The transition from traditional S355 to S500MC allows for a thickness reduction of approximately 25-30% while maintaining the same load-bearing capacity. This "down-gauging" is a key driver in sustainable engineering, reducing the total carbon footprint of the final product through material savings and reduced transport energy.

Technical Comparison: S500MC vs. Conventional Grades

To fully appreciate S500MC, it is helpful to compare it with other common grades. Compared to S355J2, S500MC offers nearly 40% higher yield strength with similar weldability. Compared to quenched and tempered (Q&T) steels like S690QL, S500MC is much easier to cold-form and weld, although it has lower absolute strength. It occupies a "sweet spot" in the engineering spectrum where high performance meets manufacturing ease.

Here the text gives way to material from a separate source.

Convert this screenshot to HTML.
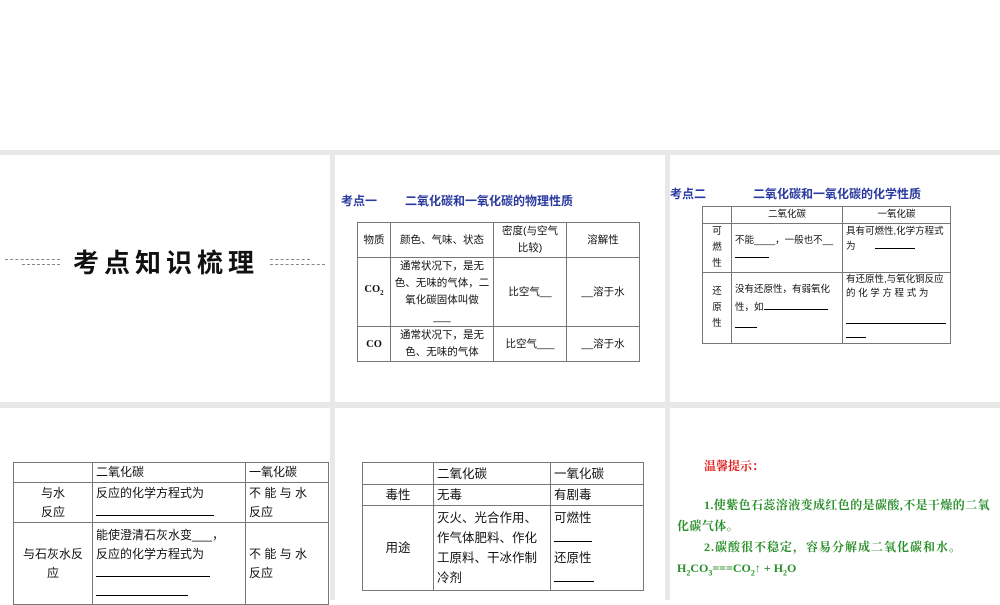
<!DOCTYPE html>
<html><head><meta charset="utf-8"><style>
body{margin:0;width:1000px;height:600px;background:#fff;position:relative;overflow:hidden;font-family:"Liberation Serif","Noto Serif CJK SC","Noto Sans CJK SC",serif;}
.bg{position:absolute;left:0;top:150px;width:1000px;height:450px;background:#e8e8e8;}
.p{position:absolute;background:#fff;}
.a{position:absolute;}
table{position:absolute;border-collapse:collapse;font-family:"Liberation Sans","Noto Sans CJK SC",sans-serif;color:#111;}
td{border:1px solid #777;padding:0 3px;vertical-align:middle;}
.u{display:inline-block;border-bottom:1px solid #000;}
</style></head><body>
<div class="bg"></div>
<div class="p" style="left:0;top:155px;width:330px;height:247px"></div>
<div class="p" style="left:335px;top:155px;width:330px;height:247px"></div>
<div class="p" style="left:670px;top:155px;width:330px;height:247px"></div>
<div class="p" style="left:0;top:408px;width:330px;height:192px"></div>
<div class="p" style="left:335px;top:408px;width:330px;height:192px"></div>
<div class="p" style="left:670px;top:408px;width:330px;height:192px"></div>

<div class="a" style="left:5px;top:259px;width:55px;border-top:1px dashed #888"></div>
<div class="a" style="left:22px;top:264px;width:38px;border-top:1px dashed #888"></div>
<div class="a" style="left:270px;top:259px;width:40px;border-top:1px dashed #888"></div>
<div class="a" style="left:270px;top:264px;width:55px;border-top:1px dashed #888"></div>
<div class="a" style="left:73px;top:243px;font:bold 26px 'Noto Sans CJK SC',sans-serif;letter-spacing:5px;color:#111">考点知识梳理</div>

<div class="a" style="left:341px;top:192px;font:bold 12px 'Noto Sans CJK SC',sans-serif;color:#2a3aa0;">考点一</div>
<div class="a" style="left:405px;top:192px;font:bold 12px 'Noto Sans CJK SC',sans-serif;color:#2a3aa0;">二氧化碳和一氧化碳的物理性质</div>
<table style="left:357px;top:222px;width:283px;font-size:10.5px;text-align:center;line-height:17px">
<tr style="height:35px"><td style="width:26px">物质</td><td style="width:96px">颜色、气味、状态</td><td style="width:66px">密度(与空气比较)</td><td>溶解性</td></tr>
<tr style="height:68px"><td><b style="font-family:'Liberation Serif'">CO<sub style="font-size:7px">2</sub></b></td><td>通常状况下，是无色、无味的气体，二氧化碳固体叫做<br>___</td><td>比空气__</td><td>__溶于水</td></tr>
<tr style="height:33px"><td><b style="font-family:'Liberation Serif'">CO</b></td><td>通常状况下，是无色、无味的气体</td><td>比空气___</td><td>__溶于水</td></tr>
</table>

<div class="a" style="left:670px;top:185px;font:bold 12px 'Noto Sans CJK SC',sans-serif;color:#2a3aa0;">考点二</div>
<div class="a" style="left:753px;top:185px;font:bold 12px 'Noto Sans CJK SC',sans-serif;color:#2a3aa0;">二氧化碳和一氧化碳的化学性质</div>
<table style="left:702px;top:206px;width:249px;font-size:9.5px;line-height:15px">
<tr style="height:17px"><td style="width:22px"></td><td style="width:104px;text-align:center;line-height:14px">二氧化碳</td><td style="text-align:center;line-height:14px">一氧化碳</td></tr>
<tr style="height:49px"><td style="text-align:center;line-height:16px">可<br>燃<br>性</td><td>不能____，一般也不__<br><span class="u" style="width:34px"></span></td><td style="vertical-align:top">具有可燃性,化学方程式　为　　<span class="u" style="width:40px"></span></td></tr>
<tr style="height:66px"><td style="text-align:center;line-height:16px">还<br>原<br>性</td><td style="line-height:18px">没有还原性，有弱氧化性，如<span class="u" style="width:64px"></span><br><span class="u" style="width:22px"></span></td><td style="vertical-align:top;line-height:14px">有还原性,与氧化铜反应 的 化 学 方 程 式 为<br><br><span class="u" style="width:100px"></span><br><span class="u" style="width:20px"></span></td></tr>
</table>

<table style="left:13px;top:462px;width:316px;font-size:12px;line-height:19px">
<tr style="height:19px"><td style="width:72px"></td><td style="width:146px">二氧化碳</td><td>一氧化碳</td></tr>
<tr style="height:40px"><td style="text-align:center">与水<br>反应</td><td>反应的化学方程式为<br><span class="u" style="width:118px"></span></td><td>不 能 与 水<br>反应</td></tr>
<tr style="height:82px"><td style="text-align:center">与石灰水反<br>应</td><td>能使澄清石灰水变___，<br>反应的化学方程式为<br><span class="u" style="width:114px"></span><br><span class="u" style="width:92px"></span></td><td>不 能 与 水<br>反应</td></tr>
</table>

<table style="left:362px;top:462px;width:282px;font-size:12.5px;line-height:20px">
<tr style="height:22px"><td style="width:64px"></td><td style="width:110px">二氧化碳</td><td>一氧化碳</td></tr>
<tr style="height:21px"><td style="text-align:center">毒性</td><td>无毒</td><td>有剧毒</td></tr>
<tr style="height:85px"><td style="text-align:center">用途</td><td>灭火、光合作用、作气体肥料、作化工原料、干冰作制冷剂</td><td>可燃性<br><span class="u" style="width:38px"></span><br>还原性<br><span class="u" style="width:40px"></span></td></tr>
</table>

<div class="a" style="left:704px;top:457px;font:bold 12px 'Noto Serif CJK SC',serif;color:#e02020">温馨提示：</div>
<div class="a" style="left:677px;top:495px;width:318px;font:bold 12px/21px 'Liberation Serif','Noto Serif CJK SC',serif;color:#2a8f2a;text-indent:27px;letter-spacing:0.4px">1.使紫色石蕊溶液变成红色的是碳酸,不是干燥的二氧化碳气体。</div>
<div class="a" style="left:677px;top:537px;width:318px;font:bold 12px/21px 'Liberation Serif','Noto Serif CJK SC',serif;color:#2a8f2a;text-indent:27px;letter-spacing:1px">2.碳酸很不稳定，容易分解成二氧化碳和水。</div>
<div class="a" style="left:677px;top:558px;font:bold 12px/21px 'Liberation Serif',serif;color:#2a8f2a">H<sub style="font-size:8px">2</sub>CO<sub style="font-size:8px">3</sub>===CO<sub style="font-size:8px">2</sub>↑ + H<sub style="font-size:8px">2</sub>O</div>
</body></html>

In the context of machining, S500MC is more predictable than many commodity steels. The absence of large inclusions and the uniformity of the TMCP process mean that once a machining program is optimized, tool life and part quality remain consistent across thousands of units. This reliability is crucial for Tier 1 automotive suppliers and heavy equipment OEMs who operate on tight margins and strict schedules.

By understanding the metallurgical foundation and the physical limits of S500MC, manufacturers can push the boundaries of what is possible in metal fabrication. Whether it is through precision laser cutting, high-speed drilling, or complex robotic welding, S500MC remains a versatile and formidable material in the modern industrial landscape.